Directions:
Skip every picture and transcribe the remaining material exactly.

Available data:
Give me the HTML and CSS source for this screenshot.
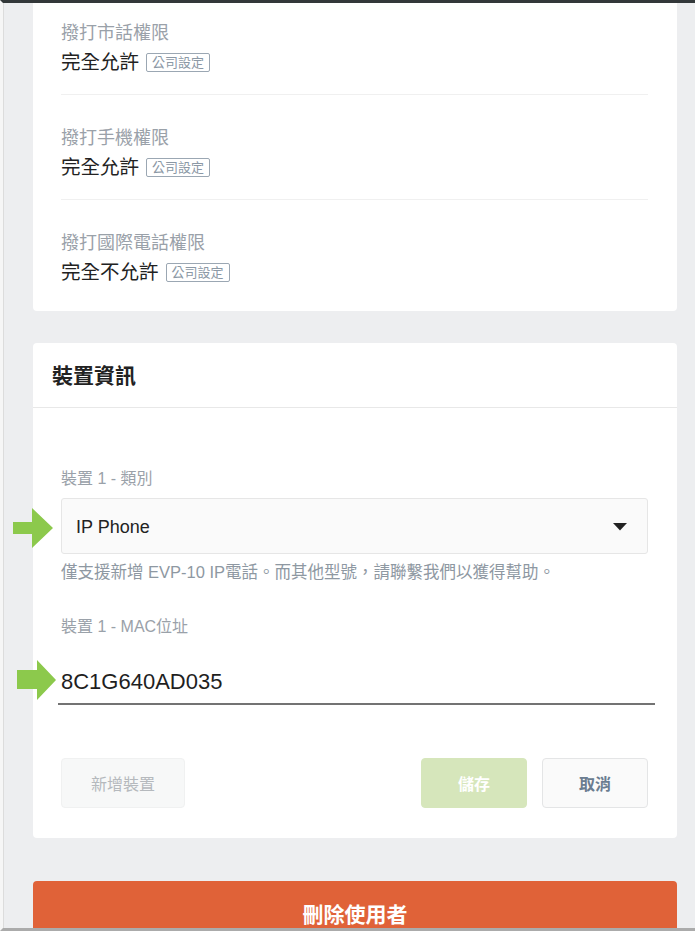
FILE: index.html
```html
<!DOCTYPE html>
<html lang="zh-Hant">
<head>
    <meta charset="UTF-8">
    <meta name="viewport" content="width=device-width, initial-scale=1.0">
    <title>使用者設定</title>
    <link rel="stylesheet" href="styles.css">
</head>
<body>
    <div class="screen">
        <div class="screen-inner">
            <!-- permissions card (scrolled, top is cut off) -->
            <section class="card card-perm">
                <div class="perm-item">
                    <div class="perm-label">撥打市話權限</div>
                    <div class="perm-value">完全允許 <span class="tag">公司設定</span></div>
                </div>
                <div class="perm-item">
                    <div class="perm-label">撥打手機權限</div>
                    <div class="perm-value">完全允許 <span class="tag">公司設定</span></div>
                </div>
                <div class="perm-item">
                    <div class="perm-label">撥打國際電話權限</div>
                    <div class="perm-value">完全不允許 <span class="tag">公司設定</span></div>
                </div>
            </section>

            <section class="card card-device">
                <h2 class="card-title">裝置資訊</h2>
                <div class="card-body">
                    <div class="field">
                        <div class="field-label">裝置 1 - 類別</div>
                        <div class="select-box">
                            <span>IP Phone</span>
                            <svg class="caret" width="14" height="8" viewBox="0 0 14 8"><path d="M0 0h14L7 7.5z" fill="#222"/></svg>
                            <svg class="pointer pointer-select" width="40" height="40" viewBox="0 0 40 40"><path d="M0 14h19V0l21 20-21 20V26H0z" fill="#8cc94c"/></svg>
                        </div>
                        <div class="field-help">僅支援新增 EVP-10 IP電話。而其他型號，請聯繫我們以獲得幫助。</div>
                    </div>

                    <div class="field field-mac">
                        <div class="field-label">裝置 1 - MAC位址</div>
                        <div class="text-input">
                            8C1G640AD035
                            <svg class="pointer pointer-mac" width="39" height="40" viewBox="0 0 39 40"><path d="M0 10h20V0l19 20-19 20V29H0z" fill="#8cc94c"/></svg>
                        </div>
                    </div>

                    <div class="actions">
                        <button class="btn btn-add">新增裝置</button>
                        <div class="actions-right">
                            <button class="btn btn-save">儲存</button>
                            <button class="btn btn-cancel">取消</button>
                        </div>
                    </div>
                </div>
            </section>

            <button class="btn-delete">刪除使用者</button>
        </div>
    </div>
</body>
</html>
```

FILE: styles.css
```css
body {
    margin: 0;
    background-color: #fff;
    font-family: "Liberation Sans", "Noto Sans CJK TC", sans-serif;
}
.screen {
    width: 695px;
    height: 931px;
    box-sizing: border-box;
    border-top: 3px solid #33383a;
    border-left: 3px solid #f6f6f6;
    border-bottom: 3px solid #ababab;
    background-color: #edeef0;
    overflow: hidden;
}
.screen-inner {
    height: 100%;
    padding: 0 18px 0 30px;
    box-shadow: inset 1px 0 0 #dcdcdc;
}
.card {
    background-color: #fff;
    border-radius: 4px;
}
.card-perm {
    border-radius: 0 0 4px 4px;
    padding: 0 29px 0 28px;
}
.perm-item {
    padding: 31px 0 18px;
    border-bottom: 1px solid #f0f0f0;
}
.perm-item:first-child {
    padding-top: 18px;
}
.perm-item:last-child {
    border-bottom: none;
    padding-bottom: 25px;
}
.perm-label {
    font-size: 18px;
    line-height: 24px;
    color: #9aa1a9;
}
.perm-value {
    display: flex;
    align-items: center;
    margin-top: 3px;
    font-size: 19.5px;
    line-height: 28px;
    color: #222;
}
.tag {
    margin-left: 7px;
    padding: 0 5px;
    border: 1px solid #9ba7b3;
    border-radius: 2px;
    font-size: 13px;
    line-height: 17px;
    color: #8b98a5;
}
.card-device {
    margin-top: 32px;
}
.card-title {
    margin: 0;
    padding: 18px 19px 16px;
    border-bottom: 1px solid #e8e8e8;
    font-size: 21px;
    line-height: 30px;
    font-weight: bold;
    color: #222;
}
.card-body {
    padding: 60px 29px 30px 28px;
}
.field-label {
    font-size: 16px;
    line-height: 22px;
    color: #9aa1a9;
}
.select-box {
    position: relative;
    display: flex;
    align-items: center;
    justify-content: space-between;
    height: 56px;
    box-sizing: border-box;
    margin-top: 8px;
    padding: 3px 20px 0 14px;
    background-color: #fafafa;
    border: 1px solid #e6e6e6;
    border-radius: 3px;
    font-size: 18px;
    color: #222;
}
.caret {
    margin-top: -2px;
}
.pointer {
    position: absolute;
}
.pointer-select {
    left: -49px;
    top: 9px;
}
.field-help {
    margin-top: 7px;
    font-size: 16.5px;
    line-height: 22px;
    color: #8e98a2;
}
.field-mac {
    margin-top: 33px;
}
.text-input {
    position: relative;
    margin: 29px -7px 0 -3px;
    padding: 0 0 6px 3px;
    border-bottom: 2px solid #737373;
    font-size: 22px;
    line-height: 30px;
    color: #1f1f1f;
}
.pointer-mac {
    left: -41px;
    top: -7px;
}
.actions {
    display: flex;
    justify-content: space-between;
    margin-top: 53px;
}
.actions-right {
    display: flex;
    gap: 15px;
}
.btn {
    height: 50px;
    box-sizing: border-box;
    border-radius: 4px;
    font-family: inherit;
    font-size: 16px;
    cursor: pointer;
}
.btn-add {
    width: 124px;
    background-color: #f7f8f8;
    border: 1px solid #f0f1f1;
    color: #b5b9bd;
}
.btn-save {
    width: 106px;
    background-color: #d6e6bb;
    border: 1px solid #d6e6bb;
    color: #fff;
    font-weight: bold;
}
.btn-cancel {
    width: 106px;
    background-color: #fafafa;
    border: 1px solid #e4e5e6;
    color: #6b7d90;
    font-weight: bold;
}
.btn-delete {
    display: block;
    width: 100%;
    height: 64px;
    margin-top: 43px;
    background-color: #e06238;
    border: none;
    border-radius: 4px;
    font-family: inherit;
    font-size: 21px;
    font-weight: bold;
    color: #fff;
    cursor: pointer;
}
```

Reply:
Give me the HTML and CSS source for this screenshot.
FILE: index.html
```html
<!DOCTYPE html>
<html lang="zh-Hant">
<head>
    <meta charset="UTF-8">
    <meta name="viewport" content="width=device-width, initial-scale=1.0">
    <title>使用者設定</title>
    <link rel="stylesheet" href="styles.css">
</head>
<body>
    <div class="screen">
        <div class="screen-inner">
            <!-- permissions card (scrolled, top is cut off) -->
            <section class="card card-perm">
                <div class="perm-item">
                    <div class="perm-label">撥打市話權限</div>
                    <div class="perm-value">完全允許 <span class="tag">公司設定</span></div>
                </div>
                <div class="perm-item">
                    <div class="perm-label">撥打手機權限</div>
                    <div class="perm-value">完全允許 <span class="tag">公司設定</span></div>
                </div>
                <div class="perm-item">
                    <div class="perm-label">撥打國際電話權限</div>
                    <div class="perm-value">完全不允許 <span class="tag">公司設定</span></div>
                </div>
            </section>

            <section class="card card-device">
                <h2 class="card-title">裝置資訊</h2>
                <div class="card-body">
                    <div class="field">
                        <div class="field-label">裝置 1 - 類別</div>
                        <div class="select-box">
                            <span>IP Phone</span>
                            <svg class="caret" width="14" height="8" viewBox="0 0 14 8"><path d="M0 0h14L7 7.5z" fill="#222"/></svg>
                            <svg class="pointer pointer-select" width="40" height="40" viewBox="0 0 40 40"><path d="M0 14h19V0l21 20-21 20V26H0z" fill="#8cc94c"/></svg>
                        </div>
                        <div class="field-help">僅支援新增 EVP-10 IP電話。而其他型號，請聯繫我們以獲得幫助。</div>
                    </div>

                    <div class="field field-mac">
                        <div class="field-label">裝置 1 - MAC位址</div>
                        <div class="text-input">
                            8C1G640AD035
                            <svg class="pointer pointer-mac" width="39" height="40" viewBox="0 0 39 40"><path d="M0 10h20V0l19 20-19 20V29H0z" fill="#8cc94c"/></svg>
                        </div>
                    </div>

                    <div class="actions">
                        <button class="btn btn-add">新增裝置</button>
                        <div class="actions-right">
                            <button class="btn btn-save">儲存</button>
                            <button class="btn btn-cancel">取消</button>
                        </div>
                    </div>
                </div>
            </section>

            <button class="btn-delete">刪除使用者</button>
        </div>
    </div>
</body>
</html>
```

FILE: styles.css
```css
body {
    margin: 0;
    background-color: #fff;
    font-family: "Liberation Sans", "Noto Sans CJK TC", sans-serif;
}
.screen {
    width: 695px;
    height: 931px;
    box-sizing: border-box;
    border-top: 3px solid #33383a;
    border-left: 3px solid #f6f6f6;
    border-bottom: 3px solid #ababab;
    background-color: #edeef0;
    overflow: hidden;
}
.screen-inner {
    height: 100%;
    padding: 0 18px 0 30px;
    box-shadow: inset 1px 0 0 #dcdcdc;
}
.card {
    background-color: #fff;
    border-radius: 4px;
}
.card-perm {
    border-radius: 0 0 4px 4px;
    padding: 0 29px 0 28px;
}
.perm-item {
    padding: 31px 0 18px;
    border-bottom: 1px solid #f0f0f0;
}
.perm-item:first-child {
    padding-top: 18px;
}
.perm-item:last-child {
    border-bottom: none;
    padding-bottom: 25px;
}
.perm-label {
    font-size: 18px;
    line-height: 24px;
    color: #9aa1a9;
}
.perm-value {
    display: flex;
    align-items: center;
    margin-top: 3px;
    font-size: 19.5px;
    line-height: 28px;
    color: #222;
}
.tag {
    margin-left: 7px;
    padding: 0 5px;
    border: 1px solid #9ba7b3;
    border-radius: 2px;
    font-size: 13px;
    line-height: 17px;
    color: #8b98a5;
}
.card-device {
    margin-top: 32px;
}
.card-title {
    margin: 0;
    padding: 18px 19px 16px;
    border-bottom: 1px solid #e8e8e8;
    font-size: 21px;
    line-height: 30px;
    font-weight: bold;
    color: #222;
}
.card-body {
    padding: 60px 29px 30px 28px;
}
.field-label {
    font-size: 16px;
    line-height: 22px;
    color: #9aa1a9;
}
.select-box {
    position: relative;
    display: flex;
    align-items: center;
    justify-content: space-between;
    height: 56px;
    box-sizing: border-box;
    margin-top: 8px;
    padding: 3px 20px 0 14px;
    background-color: #fafafa;
    border: 1px solid #e6e6e6;
    border-radius: 3px;
    font-size: 18px;
    color: #222;
}
.caret {
    margin-top: -2px;
}
.pointer {
    position: absolute;
}
.pointer-select {
    left: -49px;
    top: 9px;
}
.field-help {
    margin-top: 7px;
    font-size: 16.5px;
    line-height: 22px;
    color: #8e98a2;
}
.field-mac {
    margin-top: 33px;
}
.text-input {
    position: relative;
    margin: 29px -7px 0 -3px;
    padding: 0 0 6px 3px;
    border-bottom: 2px solid #737373;
    font-size: 22px;
    line-height: 30px;
    color: #1f1f1f;
}
.pointer-mac {
    left: -41px;
    top: -7px;
}
.actions {
    display: flex;
    justify-content: space-between;
    margin-top: 53px;
}
.actions-right {
    display: flex;
    gap: 15px;
}
.btn {
    height: 50px;
    box-sizing: border-box;
    border-radius: 4px;
    font-family: inherit;
    font-size: 16px;
    cursor: pointer;
}
.btn-add {
    width: 124px;
    background-color: #f7f8f8;
    border: 1px solid #f0f1f1;
    color: #b5b9bd;
}
.btn-save {
    width: 106px;
    background-color: #d6e6bb;
    border: 1px solid #d6e6bb;
    color: #fff;
    font-weight: bold;
}
.btn-cancel {
    width: 106px;
    background-color: #fafafa;
    border: 1px solid #e4e5e6;
    color: #6b7d90;
    font-weight: bold;
}
.btn-delete {
    display: block;
    width: 100%;
    height: 64px;
    margin-top: 43px;
    background-color: #e06238;
    border: none;
    border-radius: 4px;
    font-family: inherit;
    font-size: 21px;
    font-weight: bold;
    color: #fff;
    cursor: pointer;
}
```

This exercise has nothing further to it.